- _Brief_
Skip the pictures. Transcribe the rest of the data below without changing a word.

======

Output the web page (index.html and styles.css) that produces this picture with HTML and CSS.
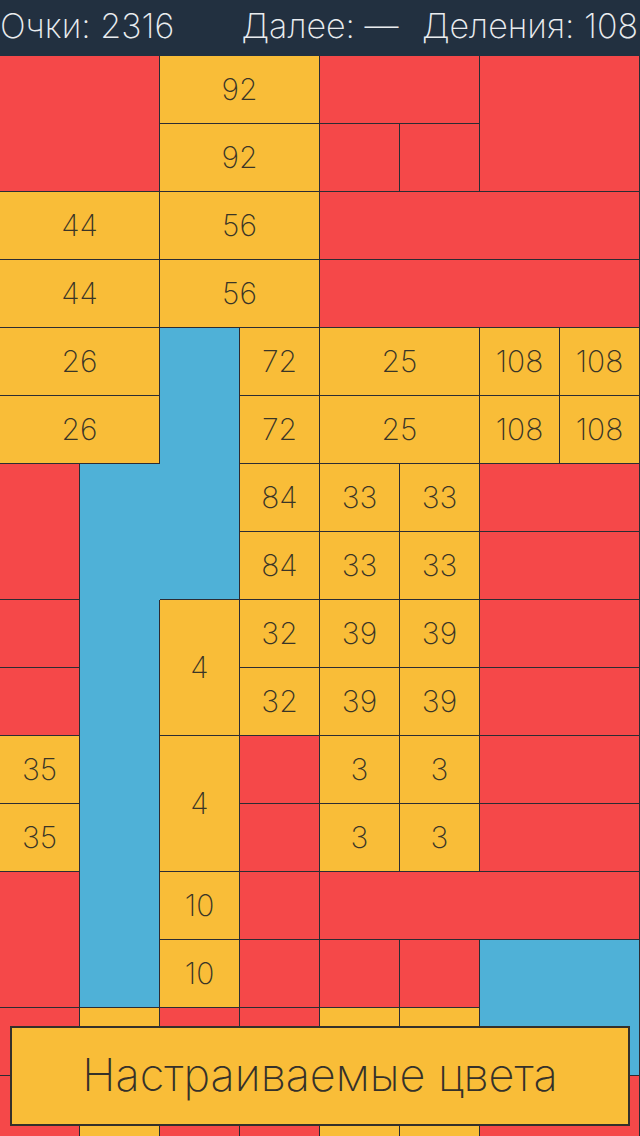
FILE: index.html
```html
<!DOCTYPE html>
<html lang="ru">
<head>
<meta charset="utf-8">
<title>Деления</title>
<link rel="stylesheet" href="styles.css">
</head>
<body>
<div class="screen">
  <header class="topbar">
    <span class="stat stat-left">Очки: 2316</span>
    <span class="stat stat-mid">Далее: —</span>
    <span class="stat stat-right">Деления: 108</span>
  </header>

  <main class="board">
    <!-- row 1 -->
    <div class="cell red w2 h2"></div>
    <div class="cell yel w2">92</div>
    <div class="cell red w2"></div>
    <div class="cell red w2 h2"></div>
    <!-- row 2 -->
    <div class="cell yel w2">92</div>
    <div class="cell red"></div>
    <div class="cell red"></div>
    <!-- row 3 -->
    <div class="cell yel w2">44</div>
    <div class="cell yel w2">56</div>
    <div class="cell red w4"></div>
    <!-- row 4 -->
    <div class="cell yel w2">44</div>
    <div class="cell yel w2">56</div>
    <div class="cell red w4"></div>
    <!-- row 5 -->
    <div class="cell yel w2">26</div>
    <div class="cell blue h4"></div>
    <div class="cell yel">72</div>
    <div class="cell yel w2">25</div>
    <div class="cell yel">108</div>
    <div class="cell yel">108</div>
    <!-- row 6 -->
    <div class="cell yel w2">26</div>
    <div class="cell yel">72</div>
    <div class="cell yel w2">25</div>
    <div class="cell yel">108</div>
    <div class="cell yel">108</div>
    <!-- row 7 -->
    <div class="cell red h2"></div>
    <div class="cell blue h2 open"></div>
    <div class="cell yel">84</div>
    <div class="cell yel">33</div>
    <div class="cell yel">33</div>
    <div class="cell red w2"></div>
    <!-- row 8 -->
    <div class="cell yel">84</div>
    <div class="cell yel">33</div>
    <div class="cell yel">33</div>
    <div class="cell red w2"></div>
    <!-- row 9 -->
    <div class="cell red"></div>
    <div class="cell blue h6"></div>
    <div class="cell yel h2">4</div>
    <div class="cell yel">32</div>
    <div class="cell yel">39</div>
    <div class="cell yel">39</div>
    <div class="cell red w2"></div>
    <!-- row 10 -->
    <div class="cell red"></div>
    <div class="cell yel">32</div>
    <div class="cell yel">39</div>
    <div class="cell yel">39</div>
    <div class="cell red w2"></div>
    <!-- row 11 -->
    <div class="cell yel">35</div>
    <div class="cell yel h2">4</div>
    <div class="cell red"></div>
    <div class="cell yel">3</div>
    <div class="cell yel">3</div>
    <div class="cell red w2"></div>
    <!-- row 12 -->
    <div class="cell yel">35</div>
    <div class="cell red"></div>
    <div class="cell yel">3</div>
    <div class="cell yel">3</div>
    <div class="cell red w2"></div>
    <!-- row 13 -->
    <div class="cell red h2"></div>
    <div class="cell yel">10</div>
    <div class="cell red"></div>
    <div class="cell red w4"></div>
    <!-- row 14 -->
    <div class="cell yel">10</div>
    <div class="cell red"></div>
    <div class="cell red"></div>
    <div class="cell red"></div>
    <div class="cell blue w2 h2"></div>
    <!-- row 15 -->
    <div class="cell red"></div>
    <div class="cell yel"></div>
    <div class="cell red"></div>
    <div class="cell red"></div>
    <div class="cell yel"></div>
    <div class="cell yel"></div>
    <!-- row 16 -->
    <div class="cell red"></div>
    <div class="cell yel"></div>
    <div class="cell red"></div>
    <div class="cell red"></div>
    <div class="cell yel"></div>
    <div class="cell yel"></div>
    <div class="cell red w2"></div>
  </main>

  <button class="banner" type="button">Настраиваемые цвета</button>
</div>
</body>
</html>
```

FILE: styles.css
```css
html, body {
  margin: 0;
  padding: 0;
  background: #223040;
}

.screen {
  position: relative;
  width: 640px;
  height: 1136px;
  overflow: hidden;
  font-family: Inter, Roboto, "Liberation Sans", sans-serif;
  font-weight: 200;
}

/* score bar */
.topbar {
  height: 56px;
  background: #223040;
  color: #e9ecef;
  display: grid;
  grid-template-columns: 1fr auto 1fr;
  align-items: center;
  font-size: 34px;
  line-height: 1;
  padding-bottom: 4px;
  box-sizing: border-box;
}

.stat-left { justify-self: start; }
.stat-mid { justify-self: center; }
.stat-right { justify-self: end; padding-right: 2px; }

/* playing field: 8 columns of 80px, rows of 68px */
.board {
  display: grid;
  grid-template-columns: repeat(8, 80px);
  grid-auto-rows: 68px;
  border-left: 1px solid #2c2c33;
  margin-left: -1px;
}

.cell {
  box-sizing: border-box;
  border-right: 1px solid #2c2c33;
  border-bottom: 1px solid #2c2c33;
  display: flex;
  align-items: center;
  justify-content: center;
  font-size: 30px;
  color: #3a3527;
  padding-bottom: 2px;
}

.w2 { grid-column: span 2; }
.w4 { grid-column: span 4; }
.h2 { grid-row: span 2; }
.h4 { grid-row: span 4; }
.h6 { grid-row: span 6; }

.red { background: #f54849; }
.yel { background: #f9bd38; }
.blue { background: #4fb1d7; }

/* inner part of the water channel runs into its neighbours without seams */
.blue.open {
  border-right: none;
  border-bottom: none;
}

/* floating banner at the bottom */
.banner {
  position: absolute;
  left: 10px;
  right: 10px;
  bottom: 10px;
  height: 100px;
  background: #f9bd38;
  border: 2px solid #34302a;
  font-family: Inter, Roboto, "Liberation Sans", sans-serif;
  font-weight: 200;
  font-size: 45px;
  color: #35312a;
  padding: 0 0 4px;
  cursor: pointer;
}
```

======

- _Expected answer_
Output the web page (index.html and styles.css) that produces this picture with HTML and CSS.
FILE: index.html
```html
<!DOCTYPE html>
<html lang="ru">
<head>
<meta charset="utf-8">
<title>Деления</title>
<link rel="stylesheet" href="styles.css">
</head>
<body>
<div class="screen">
  <header class="topbar">
    <span class="stat stat-left">Очки: 2316</span>
    <span class="stat stat-mid">Далее: —</span>
    <span class="stat stat-right">Деления: 108</span>
  </header>

  <main class="board">
    <!-- row 1 -->
    <div class="cell red w2 h2"></div>
    <div class="cell yel w2">92</div>
    <div class="cell red w2"></div>
    <div class="cell red w2 h2"></div>
    <!-- row 2 -->
    <div class="cell yel w2">92</div>
    <div class="cell red"></div>
    <div class="cell red"></div>
    <!-- row 3 -->
    <div class="cell yel w2">44</div>
    <div class="cell yel w2">56</div>
    <div class="cell red w4"></div>
    <!-- row 4 -->
    <div class="cell yel w2">44</div>
    <div class="cell yel w2">56</div>
    <div class="cell red w4"></div>
    <!-- row 5 -->
    <div class="cell yel w2">26</div>
    <div class="cell blue h4"></div>
    <div class="cell yel">72</div>
    <div class="cell yel w2">25</div>
    <div class="cell yel">108</div>
    <div class="cell yel">108</div>
    <!-- row 6 -->
    <div class="cell yel w2">26</div>
    <div class="cell yel">72</div>
    <div class="cell yel w2">25</div>
    <div class="cell yel">108</div>
    <div class="cell yel">108</div>
    <!-- row 7 -->
    <div class="cell red h2"></div>
    <div class="cell blue h2 open"></div>
    <div class="cell yel">84</div>
    <div class="cell yel">33</div>
    <div class="cell yel">33</div>
    <div class="cell red w2"></div>
    <!-- row 8 -->
    <div class="cell yel">84</div>
    <div class="cell yel">33</div>
    <div class="cell yel">33</div>
    <div class="cell red w2"></div>
    <!-- row 9 -->
    <div class="cell red"></div>
    <div class="cell blue h6"></div>
    <div class="cell yel h2">4</div>
    <div class="cell yel">32</div>
    <div class="cell yel">39</div>
    <div class="cell yel">39</div>
    <div class="cell red w2"></div>
    <!-- row 10 -->
    <div class="cell red"></div>
    <div class="cell yel">32</div>
    <div class="cell yel">39</div>
    <div class="cell yel">39</div>
    <div class="cell red w2"></div>
    <!-- row 11 -->
    <div class="cell yel">35</div>
    <div class="cell yel h2">4</div>
    <div class="cell red"></div>
    <div class="cell yel">3</div>
    <div class="cell yel">3</div>
    <div class="cell red w2"></div>
    <!-- row 12 -->
    <div class="cell yel">35</div>
    <div class="cell red"></div>
    <div class="cell yel">3</div>
    <div class="cell yel">3</div>
    <div class="cell red w2"></div>
    <!-- row 13 -->
    <div class="cell red h2"></div>
    <div class="cell yel">10</div>
    <div class="cell red"></div>
    <div class="cell red w4"></div>
    <!-- row 14 -->
    <div class="cell yel">10</div>
    <div class="cell red"></div>
    <div class="cell red"></div>
    <div class="cell red"></div>
    <div class="cell blue w2 h2"></div>
    <!-- row 15 -->
    <div class="cell red"></div>
    <div class="cell yel"></div>
    <div class="cell red"></div>
    <div class="cell red"></div>
    <div class="cell yel"></div>
    <div class="cell yel"></div>
    <!-- row 16 -->
    <div class="cell red"></div>
    <div class="cell yel"></div>
    <div class="cell red"></div>
    <div class="cell red"></div>
    <div class="cell yel"></div>
    <div class="cell yel"></div>
    <div class="cell red w2"></div>
  </main>

  <button class="banner" type="button">Настраиваемые цвета</button>
</div>
</body>
</html>
```

FILE: styles.css
```css
html, body {
  margin: 0;
  padding: 0;
  background: #223040;
}

.screen {
  position: relative;
  width: 640px;
  height: 1136px;
  overflow: hidden;
  font-family: Inter, Roboto, "Liberation Sans", sans-serif;
  font-weight: 200;
}

/* score bar */
.topbar {
  height: 56px;
  background: #223040;
  color: #e9ecef;
  display: grid;
  grid-template-columns: 1fr auto 1fr;
  align-items: center;
  font-size: 34px;
  line-height: 1;
  padding-bottom: 4px;
  box-sizing: border-box;
}

.stat-left { justify-self: start; }
.stat-mid { justify-self: center; }
.stat-right { justify-self: end; padding-right: 2px; }

/* playing field: 8 columns of 80px, rows of 68px */
.board {
  display: grid;
  grid-template-columns: repeat(8, 80px);
  grid-auto-rows: 68px;
  border-left: 1px solid #2c2c33;
  margin-left: -1px;
}

.cell {
  box-sizing: border-box;
  border-right: 1px solid #2c2c33;
  border-bottom: 1px solid #2c2c33;
  display: flex;
  align-items: center;
  justify-content: center;
  font-size: 30px;
  color: #3a3527;
  padding-bottom: 2px;
}

.w2 { grid-column: span 2; }
.w4 { grid-column: span 4; }
.h2 { grid-row: span 2; }
.h4 { grid-row: span 4; }
.h6 { grid-row: span 6; }

.red { background: #f54849; }
.yel { background: #f9bd38; }
.blue { background: #4fb1d7; }

/* inner part of the water channel runs into its neighbours without seams */
.blue.open {
  border-right: none;
  border-bottom: none;
}

/* floating banner at the bottom */
.banner {
  position: absolute;
  left: 10px;
  right: 10px;
  bottom: 10px;
  height: 100px;
  background: #f9bd38;
  border: 2px solid #34302a;
  font-family: Inter, Roboto, "Liberation Sans", sans-serif;
  font-weight: 200;
  font-size: 45px;
  color: #35312a;
  padding: 0 0 4px;
  cursor: pointer;
}
```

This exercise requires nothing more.